In those cases, Ray says be wise. If things start heating up – cool it.
“While your colleagues might be happy for you, they’re not that happy for you,” Ray said. “They really want you to keep it under control.”
Then, there’s the bad.
“That’s when things go south in a relationship,” Ray said. “I, one time, was working with someone who was on the phone shouting. I had to go over and gently shut the door.”
In those cases, both the employee and employer must manage the situation, Ray said, including separating the couple.
“For instance, one person can move to the other side of the building,” Ray said. “If that’s an option.”
And finally, there’s the ugly.
“The ugly is when one person is insisting on some sort of contact and the other person really doesn’t want that,” Ray said. “Harassment can be a very serious issue.”
In fact, any kind of harassment could spell big trouble for both the employee and employer.
“If that’s the case, the employer really needs to take immediate action,” Ray said. “Let’s be honest, sometimes people don’t know how to say, ‘I don’t want to spend time with you.’ So, they might make excuses.”
Ray and other experts say take a hint if that’s the case – and buzz off. If not, you could jeopardize your job or worse.
“That’s why I think they’re a horrible idea,” Maria said. “Not worth it.”
Relationship expert and dating coach Dr. Lisa Marie Bobby says those office relationships can be fraught with risks and pitfalls.

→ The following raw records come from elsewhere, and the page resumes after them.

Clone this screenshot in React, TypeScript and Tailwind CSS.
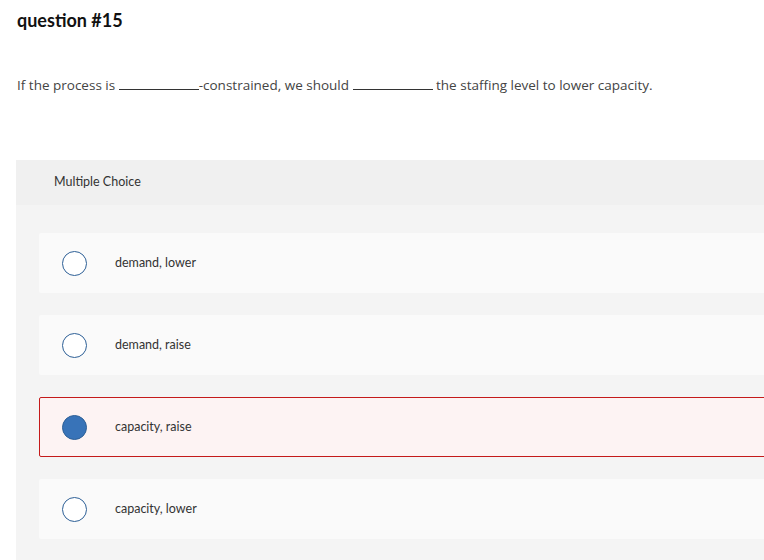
import { useState } from 'react';

const options = ['demand, lower', 'demand, raise', 'capacity, raise', 'capacity, lower'];

export default function App() {
    const [selected, setSelected] = useState(2);

    return (
        <div className="w-[764px] h-[560px] overflow-hidden bg-white text-[#333] font-['Lato',sans-serif]">
            <h1 className="pl-[17px] pt-[9px] text-[18px] font-bold text-[#111] leading-[22px]">question #15</h1>
            <p className="pl-[17px] mt-[45px] text-[13.5px] text-[#444] leading-[18px] font-['Open_Sans',sans-serif]">
                If the process is <span className="inline-block w-[80px] border-b border-[#333] align-baseline" />-constrained, we
                should <span className="inline-block w-[80px] border-b border-[#333] align-baseline" /> the staffing level to lower
                capacity.
            </p>
            <div className="ml-4 mt-[66px] w-[800px] bg-[#f4f4f4] pb-6">
                <div className="h-[45px] bg-[#f0f0f0] flex items-center pl-[38px] text-[12.5px] text-[#333]">Multiple Choice</div>
                <div className="pl-[23px] pt-[28px] flex flex-col gap-[22px]">
                    {options.map((opt, index) => {
                        const isSel = index === selected;
                        return (
                            <button
                                key={opt}
                                onClick={() => setSelected(index)}
                                className={
                                    isSel
                                        ? 'h-[60px] flex items-center text-left rounded-[2px] border border-[#c41a1a] bg-[#fdf3f3]'
                                        : 'h-[60px] flex items-center text-left rounded-[2px] border border-transparent bg-[#fafafa]'
                                }
                            >
                                <span
                                    className={
                                        isSel
                                            ? 'ml-[22px] w-[25px] h-[25px] rounded-full bg-[#3873b8] border border-[#2d5f96]'
                                            : 'ml-[22px] w-[25px] h-[25px] rounded-full bg-white border border-[#2d5f96]'
                                    }
                                />
                                <span className="ml-[28px] text-[12.5px] text-[#333]">{opt}</span>
                            </button>
                        );
                    })}
                </div>
            </div>
        </div>
    );
}
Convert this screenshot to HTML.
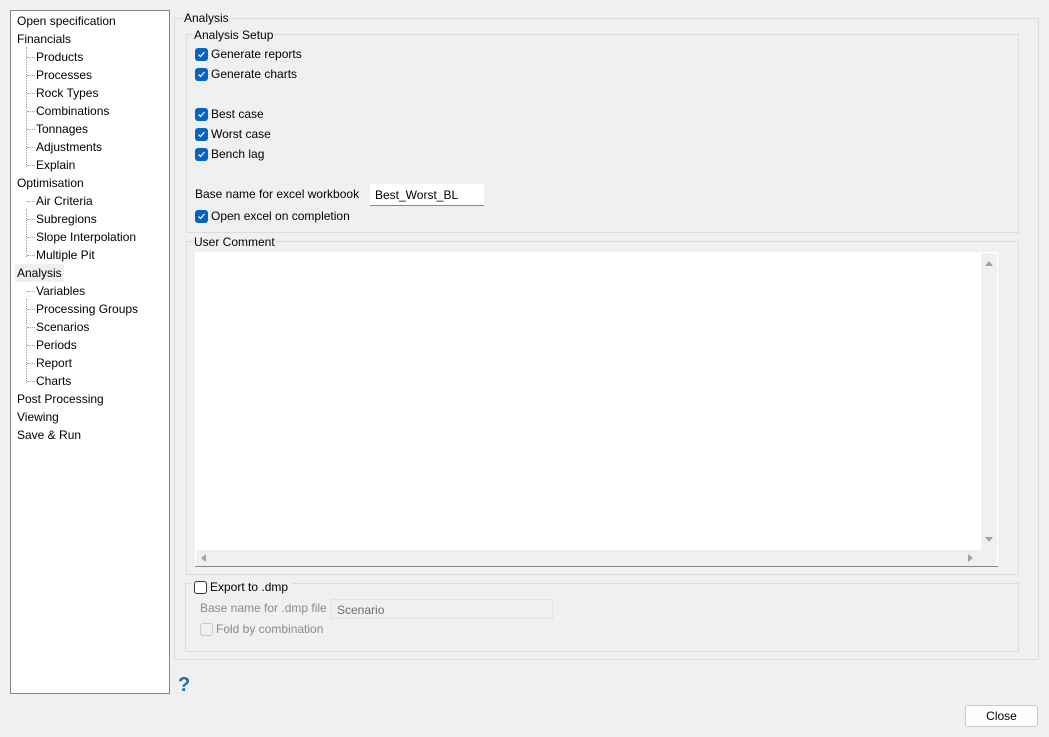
<!DOCTYPE html>
<html><head><meta charset="utf-8"><style>
*{box-sizing:border-box;margin:0;padding:0}
body{width:1049px;height:737px;background:#f0f0f0;font-family:"Liberation Sans",sans-serif;font-size:12px;color:#000;position:relative;overflow:hidden}
.a{position:absolute;white-space:nowrap}
.tree{position:absolute;left:10px;top:10px;width:160px;height:684px;background:#fff;border:1px solid #828790}
.fr{position:absolute;border:1px solid #dcdcdc}
.lg{position:absolute;background:#f0f0f0;padding:0 1px;line-height:14px}
.cb{position:absolute;width:13px;height:13px;border-radius:3px;background:#0563c1}
.cb svg{position:absolute;left:1px;top:1px}
.cbe{position:absolute;width:13px;height:13px;border-radius:3px;border:1px solid #333;background:#fff}
.vl{position:absolute;border-left:1px dotted #a0a0a0}
.hl{position:absolute;border-top:1px dotted #a0a0a0;width:8px}
</style></head><body>
<div class="tree">
<div class="vl" style="left:15px;top:36px;height:120px"></div>
<div class="vl" style="left:15px;top:198px;height:48px"></div>
<div class="vl" style="left:15px;top:288px;height:84px"></div>
</div>
<div class="a" style="left:17px;top:12px;line-height:18px">Open specification</div>
<div class="a" style="left:17px;top:30px;line-height:18px">Financials</div>
<div class="a" style="left:36px;top:48px;line-height:18px">Products</div>
<div class="a" style="left:36px;top:66px;line-height:18px">Processes</div>
<div class="a" style="left:36px;top:84px;line-height:18px">Rock Types</div>
<div class="a" style="left:36px;top:102px;line-height:18px">Combinations</div>
<div class="a" style="left:36px;top:120px;line-height:18px">Tonnages</div>
<div class="a" style="left:36px;top:138px;line-height:18px">Adjustments</div>
<div class="a" style="left:36px;top:156px;line-height:18px">Explain</div>
<div class="a" style="left:17px;top:174px;line-height:18px">Optimisation</div>
<div class="a" style="left:36px;top:192px;line-height:18px">Air Criteria</div>
<div class="a" style="left:36px;top:210px;line-height:18px">Subregions</div>
<div class="a" style="left:36px;top:228px;line-height:18px">Slope Interpolation</div>
<div class="a" style="left:36px;top:246px;line-height:18px">Multiple Pit</div>
<div class="a" style="left:15px;top:264px;line-height:18px;background:#f0f0f0;padding:0 2px">Analysis</div>
<div class="a" style="left:36px;top:282px;line-height:18px">Variables</div>
<div class="a" style="left:36px;top:300px;line-height:18px">Processing Groups</div>
<div class="a" style="left:36px;top:318px;line-height:18px">Scenarios</div>
<div class="a" style="left:36px;top:336px;line-height:18px">Periods</div>
<div class="a" style="left:36px;top:354px;line-height:18px">Report</div>
<div class="a" style="left:36px;top:372px;line-height:18px">Charts</div>
<div class="a" style="left:17px;top:390px;line-height:18px">Post Processing</div>
<div class="a" style="left:17px;top:408px;line-height:18px">Viewing</div>
<div class="a" style="left:17px;top:426px;line-height:18px">Save &amp; Run</div>
<div class="hl" style="left:27px;top:57px"></div><div class="hl" style="left:27px;top:75px"></div><div class="hl" style="left:27px;top:93px"></div><div class="hl" style="left:27px;top:111px"></div><div class="hl" style="left:27px;top:129px"></div><div class="hl" style="left:27px;top:147px"></div><div class="hl" style="left:27px;top:165px"></div>
<div class="hl" style="left:27px;top:201px"></div><div class="hl" style="left:27px;top:219px"></div><div class="hl" style="left:27px;top:237px"></div><div class="hl" style="left:27px;top:255px"></div>
<div class="hl" style="left:27px;top:291px"></div><div class="hl" style="left:27px;top:309px"></div><div class="hl" style="left:27px;top:327px"></div><div class="hl" style="left:27px;top:345px"></div><div class="hl" style="left:27px;top:363px"></div><div class="hl" style="left:27px;top:381px"></div>

<div class="fr" style="left:174px;top:18px;width:865px;height:642px"></div>
<div class="lg" style="left:183px;top:11px">Analysis</div>
<div class="fr" style="left:186px;top:34px;width:833px;height:199px"></div>
<div class="lg" style="left:193px;top:28px">Analysis Setup</div>

<div class="cb" style="left:195px;top:48px"><svg width="11" height="11"><path d="M2.5 5.5l2 2 4-4.5" stroke="#fff" stroke-width="1.2" fill="none"/></svg></div>
<div class="a" style="left:211px;top:47px">Generate reports</div>
<div class="cb" style="left:195px;top:68px"><svg width="11" height="11"><path d="M2.5 5.5l2 2 4-4.5" stroke="#fff" stroke-width="1.2" fill="none"/></svg></div>
<div class="a" style="left:211px;top:67px">Generate charts</div>
<div class="cb" style="left:195px;top:108px"><svg width="11" height="11"><path d="M2.5 5.5l2 2 4-4.5" stroke="#fff" stroke-width="1.2" fill="none"/></svg></div>
<div class="a" style="left:211px;top:107px">Best case</div>
<div class="cb" style="left:195px;top:128px"><svg width="11" height="11"><path d="M2.5 5.5l2 2 4-4.5" stroke="#fff" stroke-width="1.2" fill="none"/></svg></div>
<div class="a" style="left:211px;top:127px">Worst case</div>
<div class="cb" style="left:195px;top:148px"><svg width="11" height="11"><path d="M2.5 5.5l2 2 4-4.5" stroke="#fff" stroke-width="1.2" fill="none"/></svg></div>
<div class="a" style="left:211px;top:147px">Bench lag</div>
<div class="a" style="left:195px;top:187px">Base name for excel workbook</div>
<div class="a" style="left:370px;top:184px;width:114px;height:22px;background:#fff;border-bottom:1px solid #888;padding:4px 5px">Best_Worst_BL</div>
<div class="cb" style="left:195px;top:210px"><svg width="11" height="11"><path d="M2.5 5.5l2 2 4-4.5" stroke="#fff" stroke-width="1.2" fill="none"/></svg></div>
<div class="a" style="left:211px;top:209px">Open excel on completion</div>

<div class="fr" style="left:186px;top:241px;width:833px;height:334px"></div>
<div class="lg" style="left:193px;top:235px">User Comment</div>
<div class="a" style="left:195px;top:252px;width:803px;height:315px;background:#fff;border-bottom:1px solid #888"></div>
<div class="a" style="left:981px;top:253px;width:16px;height:313px;background:#f0f0f0"></div>
<div class="a" style="left:196px;top:550px;width:785px;height:16px;background:#f0f0f0"></div>
<svg class="a" style="left:981px;top:253px" width="16" height="313"><path d="M4 13h8l-4-5z" fill="#a3a3a3"/><path d="M4 284h8l-4 5z" fill="#a3a3a3"/></svg>
<svg class="a" style="left:196px;top:550px" width="785" height="16"><path d="M10 4v8l-5-4z" fill="#a3a3a3"/><path d="M772 4v8l5-4z" fill="#a3a3a3"/></svg>

<div class="fr" style="left:185px;top:583px;width:834px;height:69px"></div>
<div class="lg" style="left:192px;top:580px;width:100px;height:16px"></div>
<div class="cbe" style="left:194px;top:581px"></div>
<div class="a" style="left:210px;top:580px">Export to .dmp</div>
<div class="a" style="left:200px;top:601px;color:#8a8a8a">Base name for .dmp file</div>
<div class="a" style="left:331px;top:599px;width:222px;height:20px;border:1px solid #e2e2e2;background:#f0f0f0;padding:3px 5px;color:#6d6d6d">Scenario</div>
<div class="cbe" style="left:200px;top:623px;border-color:#c8c8c8;background:#f0f0f0"></div>
<div class="a" style="left:216px;top:622px;color:#8a8a8a">Fold by combination</div>

<div class="a" style="left:178px;top:674px;font-size:20px;font-weight:bold;color:#1b6db0">?</div>
<div class="a" style="left:965px;top:705px;width:73px;height:22px;background:#fdfdfd;border:1px solid #c8c8c8;border-radius:3px;text-align:center;line-height:20px">Close</div>
</body></html>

“And this is particularly pronounced when there’s a power imbalance, if there’s a boss and a subordinate involved in a relationship,” Bobby said. “That is frequent in professional environments.”
But she says it can work.
“Many of these relationships can work out because there’s a foundation of respect and camaraderie,” she said.
“Of course, that can work out beautifully for them,” Ray said. “But, be very careful. If that person is really important to you – perhaps they’re important enough for you to be giving up your job for, because you may have to.”
That brings us back to Matthew and Stephanie.
“We decided that we wanted to make it work,” Stephanie said.
Ten years later, they’re happily married.
“It was a success,” Matthew said. “I mean, we’re married.”
And they have a 2-and-a-half-year-old little girl named Livia.
“Kind of beat the odds in this day and age,” Matthew said.
“Such a blessing for us that we were able to have Livia,” Stephanie said.
After all, what good is story like this if it doesn’t end with happily ever after?
“Just be honest with the person you’re in a relationship with,” Stephanie said. “And know – that’s what’s important.”